4. The valuation of the aggregate is based upon the price a willing purchaser (including a contractor or government) would pay to acquire that volume of aggregate for the purposes of the construction.
5. The market price for that aggregate is to be established by evidence, especially the evidence of contractors and others who are active in the market.9
6. The value of the aggregate required in the construction is to be valued at current market prices as if a direct sale had taken place, i.e., undiscounted. The balance of aggregate unused in the construction will be valued on a discounted cash flow basis, based on the market's rate of absorption.
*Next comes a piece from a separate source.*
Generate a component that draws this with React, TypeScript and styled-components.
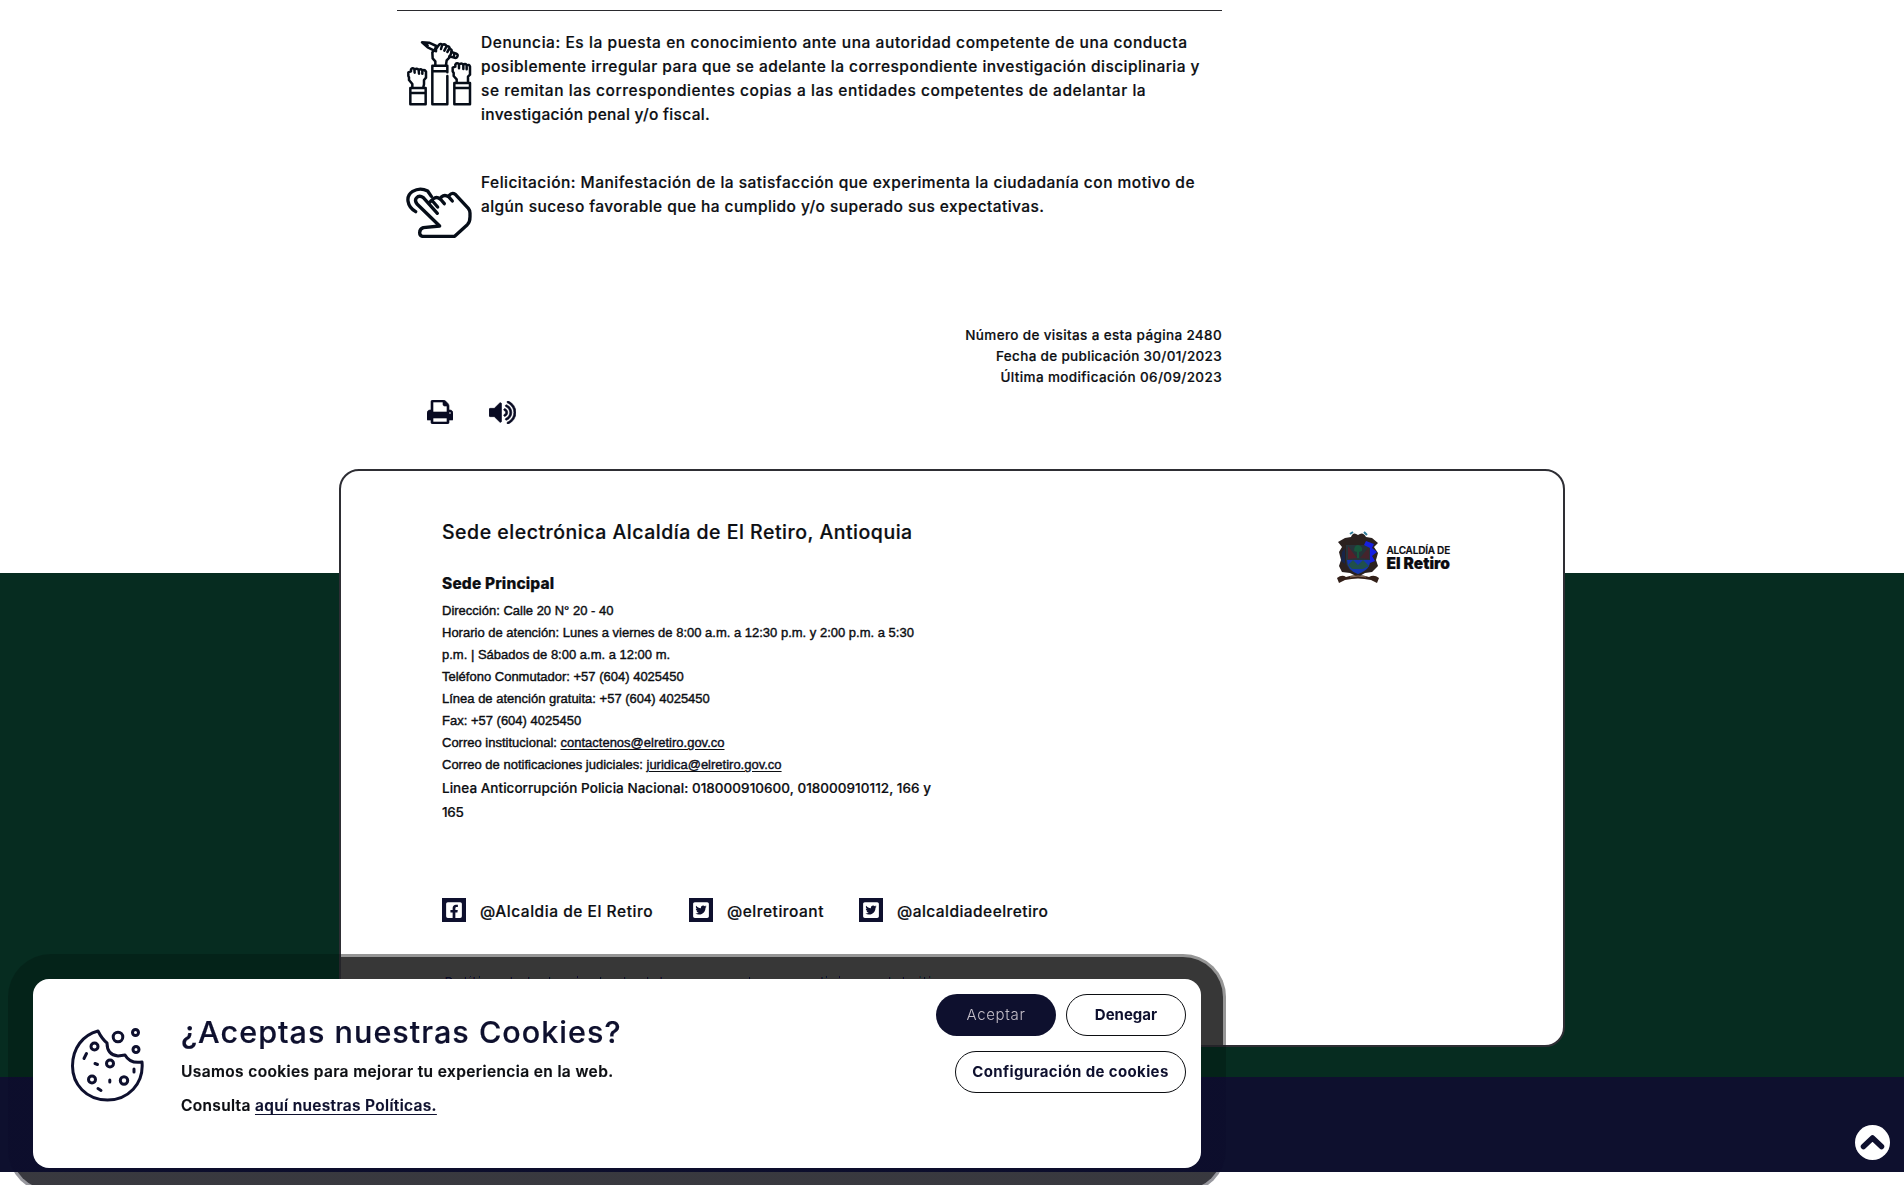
import React from "react";
import styled, { createGlobalStyle } from "styled-components";
import { FaFacebookSquare, FaTwitterSquare } from "react-icons/fa";

const navy = "#0e102e";
const ink = "#0c0e12";
const green = "#062c20";

const GlobalStyle = createGlobalStyle`
  *, *::before, *::after { box-sizing: border-box; }
  body {
    margin: 0;
    background: #fff;
    color: ${ink};
    font-family: Inter, "Liberation Sans", sans-serif;
    overflow: hidden;
  }
`;

const Page = styled.div`
  display: flex;
  flex-direction: column;
  height: 1185px;
`;

const Content = styled.main`
  display: flex;
  flex-direction: column;
  width: 825px;
  height: 469px;
  margin-left: 397px;
  padding-top: 10px;
`;

const Line = styled.span<{ $track?: number }>`
  display: block;
  white-space: pre;
  letter-spacing: ${(p) => p.$track ?? 0}px;
  -webkit-text-stroke: 0.2px currentColor;
`;

const Definition = styled.section<{ $gap: number }>`
  display: grid;
  grid-template-columns: 84px 1fr;
  margin-top: ${(p) => p.$gap}px;
`;

const Rule = styled.hr`
  width: 100%;
  height: 1px;
  flex: none;
  margin: 0;
  border: 0;
  background: #2a2a2e;
`;

const DefinitionText = styled.p`
  margin: 0;
  font-size: 15.5px;
  font-weight: 500;
  line-height: 24px;
`;

const HandsIcon = styled.svg`
  width: 80px;
  height: 84px;
  margin: -1px 0 0 3px;
  fill: none;
  stroke: #060d18;
  stroke-width: 7.5;
  stroke-linejoin: round;
  stroke-linecap: round;
`;

const TapIcon = styled(HandsIcon)`
  width: 68px;
  height: 53px;
  margin: 15px 0 0 8px;
  stroke-width: 10;
`;

const Meta = styled.div`
  margin-top: 86px;
  font-size: 13.5px;
  font-weight: 500;
  line-height: 21px;
  text-align: right;
`;

const Tools = styled.div`
  display: flex;
  align-items: center;
  gap: 36px;
  margin: 12px 0 0 30px;
  height: 24px;
  color: #080a22;

  svg {
    stroke: currentColor;
    stroke-width: 40;
  }
`;

const Footer = styled.footer`
  display: flex;
  flex-direction: column;
  height: 703px;
  background: linear-gradient(#fff 104px, ${green} 104px 608px, ${navy} 608px);
`;

const Card = styled.section`
  display: flex;
  justify-content: space-between;
  width: 1226px;
  height: 578px;
  margin-left: 339px;
  padding: 46px 112px 0 101px;
  border: 2px solid #2e2e34;
  border-radius: 20px;
  background: #fff;
`;

const CardMain = styled.div`
  display: flex;
  flex-direction: column;
`;

const CardTitle = styled.h2`
  margin: 0;
  font-size: 19.5px;
  font-weight: 500;
  line-height: 30px;
`;

const Branch = styled.h3`
  margin: 25px 0 4px;
  font-size: 15.5px;
  font-weight: 800;
  line-height: 24px;
`;

const Address = styled.address`
  font: 400 13px/22px "Liberation Sans", Arial, sans-serif;

  ${Line} {
    -webkit-text-stroke: 0.4px ${ink};
  }
`;

const MailLink = styled.a`
  color: ${navy};
  text-decoration: underline;
  text-underline-offset: 2px;
`;

const Hotline = styled.p`
  margin: 0;
  font-size: 13.5px;
  font-weight: 500;
  line-height: 24px;
`;

const SocialRow = styled.nav`
  display: grid;
  grid-template-columns: 247px 170px auto;
  margin-top: 74px;
`;

const SocialItem = styled.div`
  display: flex;
  align-items: center;
  gap: 14px;
  height: 24px;
  font-size: 15.5px;
  font-weight: 500;
  line-height: 20px;

  ${Line} {
    padding-top: 4px;
  }
`;

const SocialBadge = styled.span`
  display: flex;
  align-items: center;
  justify-content: center;
  width: 24px;
  height: 24px;
  background: ${navy};
  color: #fff;
`;

const PolicyLink = styled.p`
  margin: 51px 0 0 2px;
  font-size: 15px;
  font-weight: 600;
  line-height: 20px;
  color: ${navy};
`;

const Brand = styled.div`
  display: flex;
  align-items: flex-start;
  gap: 6px;
  height: 54px;
  margin: 13px 1px 0 0;
`;

const BrandName = styled.div`
  padding-top: 13px;
  color: #0b0b10;
`;

const BrandTop = styled(Line)`
  font-size: 10px;
  font-weight: 600;
  line-height: 14px;
`;

const BrandBottom = styled(Line)`
  margin-top: -3px;
  font-size: 15.5px;
  font-weight: 900;
  line-height: 19px;
`;

const Banner = styled.div`
  position: fixed;
  left: 33px;
  top: 979px;
  z-index: 3;
  display: flex;
  width: 1168px;
  height: 189px;
  padding: 15px 15px 0 38px;
  border-radius: 16px;
  background: #fff;
`;

const BannerShade = styled.div`
  position: fixed;
  left: 11px;
  top: 957px;
  z-index: 1;
  width: 1212px;
  height: 233px;
  border-radius: 40px;
  background: #454545;
  box-shadow: 0 0 0 3px #bcbcbc;
  mix-blend-mode: darken;
`;

const BannerTint = styled.div`
  position: fixed;
  left: 8px;
  top: 954px;
  z-index: 2;
  width: 1218px;
  height: 239px;
  border-radius: 43px;
  background: linear-gradient(rgba(0, 0, 0, 0.2) 123px, rgba(8, 8, 40, 0.2) 123px);
`;

const CookieIcon = styled.svg`
  flex: none;
  width: 76px;
  height: 76px;
  margin: 33px 36px 0 -2px;
  fill: none;
  stroke: ${navy};
  stroke-width: 3;
  stroke-linecap: round;
  stroke-linejoin: round;
`;

const BannerBody = styled.div`
  flex: 1;
  padding-top: 18px;
  font-size: 15.5px;
  font-weight: 600;
`;

const BannerTitle = styled.h2`
  margin: 0;
  color: ${navy};
  font-size: 30.5px;
  font-weight: 500;
  line-height: 40px;
`;

const BannerLine = styled.p<{ $gap: number }>`
  margin: ${(p) => p.$gap}px 0 0;
  line-height: 32px;
`;

const PolicyAnchor = styled.a`
  color: ${navy};
  text-decoration: underline;
  text-underline-offset: 3px;
`;

const Actions = styled.div`
  display: flex;
  flex-wrap: wrap;
  align-content: flex-start;
  justify-content: flex-end;
  gap: 15px 10px;
  width: 256px;
`;

const Pill = styled.button<{ $primary?: boolean; $width: number; $track: number }>`
  width: ${(p) => p.$width}px;
  height: 42px;
  padding: 0 0 1px;
  border: ${(p) => (p.$primary ? "0" : `1px solid ${ink}`)};
  border-radius: 21px;
  background: ${(p) => (p.$primary ? navy : "#fff")};
  color: ${(p) => (p.$primary ? "#c4bec8" : navy)};
  font-family: inherit;
  font-size: 15px;
  font-weight: ${(p) => (p.$primary ? 300 : 700)};
  letter-spacing: ${(p) => p.$track}px;
`;

const ScrollTop = styled.button`
  position: fixed;
  left: 1854.5px;
  top: 1124.5px;
  display: flex;
  align-items: center;
  justify-content: center;
  width: 35px;
  height: 35px;
  padding: 0;
  border: 0;
  border-radius: 50%;
  background: #fff;
`;

const Hands = () => (
  <HandsIcon viewBox="0 0 240 252">
    <path d="M31 174H77V223H31ZM31 189H77" />
    <path d="M37 172V162L27 150V142L25 138V127L33 124V118Q37 112 43 117L44 128M44 119Q51 113 56 120L57 131M57 120Q63 115 67 121V131M67 122Q74 118 78 125V143L72 150V163L70 172" />
    <path d="M97 107H142V127M142 138V223H97V107M97 124H142" />
    <path d="M106 105V94L98 85L97 67L103 61M108 64V57L116 46Q121 39 127 44L123 57M127 45Q134 40 140 48L133 62M140 50Q146 46 149 54L142 66M149 57Q158 58 154 68L148 83L140 91L138 105" />
    <path d="M66 37L87 38L109 48L103 62L83 52ZM69 39L83 46" />
    <path d="M154 66L169 71Q175 74 172 80Q169 86 162 83L148 79M163 72L161 81" />
    <path d="M163 159H210V223H163ZM163 174H210" />
    <path d="M170 157V148L161 138V129L158 124V113L166 110V104Q170 97 177 102V115M177 104Q184 97 190 104V117M190 105Q195 99 200 105V118M200 106Q208 102 210 110V134L204 140V157" />
  </HandsIcon>
);

const Tap = () => (
  <TapIcon viewBox="75 558 204 159">
    <path d="M107 635C80 619 76 588 98 574Q120 561 143 573L154 589" />
    <path d="M172 640L130 593Q118 584 109 594Q103 601 111 612L179 678L130 683Q119 687 119 698Q119 707 127 709H224L262 674Q270 666 270 650V639Q270 631 265 625L226 583Q216 576 208 586L205 590Q194 582 184 591L180 597Q170 588 160 596L150 606M160 606L173 621M181 597L193 611M205 589L217 603" />
  </TapIcon>
);

const Crest = () => (
  <svg width="44" height="54" viewBox="0 0 44 54">
    <path d="M15 7Q17 1 22 5Q27 1 30 7L36 8L42 13L38 17L42 23L40 30L42 36L36 42L29 43L22 47L14 43L6 42L3 36L5 30L3 22L6 17L2 12L9 8Z" fill="#2b211f" />
    <path d="M14 4L17 2M28 2L31 5" stroke="#2c7895" strokeWidth="2" />
    <path d="M10 15H34V31Q34 41 22 44Q10 40 10 31Z" fill="#26343a" />
    <path d="M12 16L21 28L12 29Z" fill="#54202a" />
    <path d="M24 28L33 17V29Z" fill="#44252c" />
    <path d="M22 15Q27 16 26 21L23 22V28H21V22L18 21Q18 15 22 15Z" fill="#17563c" />
    <path d="M11 30H34Q35 39 22 44Q11 40 11 30Z" fill="#1435b0" />
    <path d="M12 35L17 30L22 35L27 30L33 36L27 39H16Z" fill="#20504b" />
    <path d="M30 11L38 14L36 18L41 22L36 26L39 31L34 33V18L28 15Z" fill="#1620e0" />
    <path d="M6 22L9 18V34L5 31Z" fill="#172447" />
    <path d="M1 48Q6 44 10 47Q22 43 33 47Q38 44 43 48L41 53L35 50Q22 47 9 50L3 53Z" fill="#332019" />
    <path d="M14 47Q22 45 30 47" stroke="#8b6f5c" fill="none" />
  </svg>
);

const Cookie = () => (
  <CookieIcon viewBox="69 1027 76 76">
    <path d="M98 1031Q102 1039 107 1043Q107 1055 118 1056L125 1055Q130 1064 142 1062C144 1084 128 1100 107.500 1100C86 1100 72.500 1084 72.500 1066C72.500 1048 83 1035 98 1031Z" />
    <circle cx="94.500" cy="1046.500" r="3.500" />
    <circle cx="110" cy="1063.500" r="3.500" />
    <circle cx="92" cy="1079.500" r="3.500" />
    <circle cx="124" cy="1080.500" r="3.700" />
    <circle cx="118" cy="1037" r="4.800" />
    <circle cx="135.500" cy="1032.500" r="3" />
    <circle cx="136" cy="1049.500" r="3" />
    <path d="M86.500 1053.500L84 1058.500M95 1063.500L97.500 1064.500M134 1069V1072M109.800 1080V1082M98 1088.500L101 1090.500" />
  </CookieIcon>
);

const Printer = () => (
  <svg width="26" height="24" viewBox="0 128 1664 1536" fill="currentColor">
    <path d="M384 1536h896v-256h-896v256zM384 896h896v-384h-160q-40 0-68-28t-28-68v-160h-640v640zM1536 960q0-26-19-45t-45-19-45 19-19 45 19 45 45 19 45-19 19-45zm128 0v416q0 13-9.500 22.500t-22.500 9.500h-224v160q0 40-28 68t-68 28h-960q-40 0-68-28t-28-68v-160h-224q-13 0-22.500-9.500t-9.500-22.500v-416q0-79 56.500-135.500t135.500-56.500h64v-544q0-40 28-68t68-28h672q40 0 88 20t76 48l152 152q28 28 48 76t20 88v256h64q79 0 135.500 56.500t56.500 135.500z" />
  </svg>
);

const Speaker = () => (
  <svg width="27" height="23" viewBox="64 184 1664 1424" fill="currentColor">
    <path d="M832 352v1088q0 26-19 45t-45 19-45-19l-333-333h-262q-26 0-45-19t-19-45v-384q0-26 19-45t45-19h262l333-333q19-19 45-19t45 19 19 45zm384 544q0 76-42.500 141.500t-112.500 93.500q-10 5-25 5-26 0-45-18.500t-19-45.500q0-21 12-35.500t29-25 34-23 29-36 12-56.500-12-56.500-29-36-34-23-29-25-12-35.500q0-27 19-45.500t45-18.500q15 0 25 5 70 27 112.500 93t42.500 142zm256 0q0 153-85 282.500t-225 188.500q-13 5-25 5-27 0-46-19t-19-45q0-39 39-59 56-29 76-44 74-54 115.500-135.500t41.500-173.500-41.500-173.500-115.500-135.500q-20-15-76-44-39-20-39-59 0-26 19-45t45-19q13 0 26 5 140 59 225 188.500t85 282.500zm256 0q0 230-127 422.500t-338 283.500q-13 5-26 5-26 0-45-19t-19-45q0-36 39-59 7-4 22.500-10.500t22.500-10.500q46-25 82-51 123-91 192-227t69-289-69-289-192-227q-36-26-82-51-7-4-22.500-10.500t-22.500-10.500q-39-23-39-59 0-26 19-45t45-19q13 0 26 5 211 91 338 283.500t127 422.500z" />
  </svg>
);

export default function App() {
  return (
    <>
      <GlobalStyle />
      <Page>
        <Content>
          <Rule />
          <Definition $gap={20}>
            <Hands />
            <DefinitionText>
              <Line $track={0.57}>Denuncia: Es la puesta en conocimiento ante una autoridad competente de una conducta</Line>
              <Line $track={0.45}>posiblemente irregular para que se adelante la correspondiente investigación disciplinaria y</Line>
              <Line $track={0.55}>se remitan las correspondientes copias a las entidades competentes de adelantar la</Line>
              <Line $track={0.32}>investigación penal y/o fiscal.</Line>
            </DefinitionText>
          </Definition>
          <Definition $gap={44}>
            <Tap />
            <DefinitionText>
              <Line $track={0.48}>Felicitación: Manifestación de la satisfacción que experimenta la ciudadanía con motivo de</Line>
              <Line $track={0.43}>algún suceso favorable que ha cumplido y/o superado sus expectativas.</Line>
            </DefinitionText>
          </Definition>
          <Meta>
            <Line $track={0.36}>Número de visitas a esta página 2480</Line>
            <Line $track={0.32}>Fecha de publicación 30/01/2023</Line>
            <Line $track={0.38}>Última modificación 06/09/2023</Line>
          </Meta>
          <Tools>
            <Printer />
            <Speaker />
          </Tools>
        </Content>
        <Footer>
          <Card>
            <CardMain>
              <CardTitle>
                <Line $track={0.51}>Sede electrónica Alcaldía de El Retiro, Antioquia</Line>
              </CardTitle>
              <Branch>
                <Line $track={0.15}>Sede Principal</Line>
              </Branch>
              <Address>
                <Line>Dirección: Calle 20 N° 20 - 40</Line>
                <Line>Horario de atención: Lunes a viernes de 8:00 a.m. a 12:30 p.m. y 2:00 p.m. a 5:30</Line>
                <Line>p.m. | Sábados de 8:00 a.m. a 12:00 m.</Line>
                <Line>Teléfono Conmutador: +57 (604) 4025450</Line>
                <Line>Línea de atención gratuita: +57 (604) 4025450</Line>
                <Line>Fax: +57 (604) 4025450</Line>
                <Line>Correo institucional: <MailLink>contactenos@elretiro.gov.co</MailLink></Line>
                <Line>Correo de notificaciones judiciales: <MailLink>juridica@elretiro.gov.co</MailLink></Line>
              </Address>
              <Hotline>
                <Line $track={0.04}>Linea Anticorrupción Policia Nacional: 018000910600, 018000910112, 166 y</Line>
                <Line $track={-0.3}>165</Line>
              </Hotline>
              <SocialRow>
                <SocialItem>
                  <SocialBadge><FaFacebookSquare size={18} /></SocialBadge>
                  <Line $track={0.54}>@Alcaldia de El Retiro</Line>
                </SocialItem>
                <SocialItem>
                  <SocialBadge><FaTwitterSquare size={18} /></SocialBadge>
                  <Line $track={0.51}>@elretiroant</Line>
                </SocialItem>
                <SocialItem>
                  <SocialBadge><FaTwitterSquare size={18} /></SocialBadge>
                  <Line $track={0.45}>@alcaldiadeelretiro</Line>
                </SocialItem>
              </SocialRow>
              <PolicyLink>
                <Line $track={0.29}>Política de tratamiento de datos personales y condiciones del sitio</Line>
              </PolicyLink>
            </CardMain>
            <Brand>
              <Crest />
              <BrandName>
                <BrandTop $track={-0.2}>ALCALDÍA DE</BrandTop>
                <BrandBottom $track={0}>El Retiro</BrandBottom>
              </BrandName>
            </Brand>
          </Card>
        </Footer>
        <ScrollTop aria-label="Subir">
          <svg width="25" height="17" viewBox="0 0 25 17" fill="none" stroke={navy} strokeWidth="5.500" strokeLinecap="round" strokeLinejoin="round">
            <path d="M3.500 12.500L12.500 4L21.500 12.500" />
          </svg>
        </ScrollTop>
      </Page>
      <BannerShade />
      <BannerTint />
      <Banner>
        <Cookie />
        <BannerBody>
          <BannerTitle>
            <Line $track={1.04}>¿Aceptas nuestras Cookies?</Line>
          </BannerTitle>
          <BannerLine $gap={4}>
            <Line $track={0.38}>Usamos cookies para mejorar tu experiencia en la web.</Line>
          </BannerLine>
          <BannerLine $gap={2}>
            <Line $track={0.33}>Consulta <PolicyAnchor>aquí nuestras Políticas.</PolicyAnchor></Line>
          </BannerLine>
        </BannerBody>
        <Actions>
          <Pill $primary $width={120} $track={0.665}>Aceptar</Pill>
          <Pill $width={120} $track={0}>Denegar</Pill>
          <Pill $width={231} $track={0.37}>Configuración de cookies</Pill>
        </Actions>
      </Banner>
    </>
  );
}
- Douglas A. Caldwell, Q.C., Patterson Palmer Hunt Murphy, (Truro, Nova Scotia, 4 May, 2000).

REFERENCES:

1. This valuation technique has been approved by the Supreme Court of Canada in International Corona Resources Ltd. v. Lac Minerals Ltd., 61 D.L.R. (4th) 14 as the proper way to derive the fair market value of aggregate resources.
2. There is in fact no "common law" of expropriation, which is said to be entirely a creature of statute.
3. Applied by the English Court of Appeal in Wilson et al v. Liverpool (1971), 1 ALL.E.R. 628 (per Denning, M.R.).
4. See also Pfundt v. Ministry of Government Services (1970), 20 L.C.R. 283 (Ont. L.C.B.).
5. See "The Indian Case", [1939] 2 ALL.E.R. 317 (P.C.).
6. (1963) S.C.R. 455, 40 D.L.R. (2d) 707 (S.C.C.) (a case pre-dating the "anticipated value" legislation).
7. (1971), 5 N.S.R. (2d) 89 (N.S.S.C.). This case was decided under the old "value to the owner" regime (subsequently replaced in Nova Scotia in 1973 by the market value regime). Copy of the Dickson decision attached.
8. In taking this approach, the Court ruled out any notion of value to the owner. Indeed, the Court recognized the owner was not using the gravel at all. It was merely an unrealized potential attribute that added market value to the property.
9. Presumably, expert appraisers and valuators may refer to such sources in formulating their own opinions of value.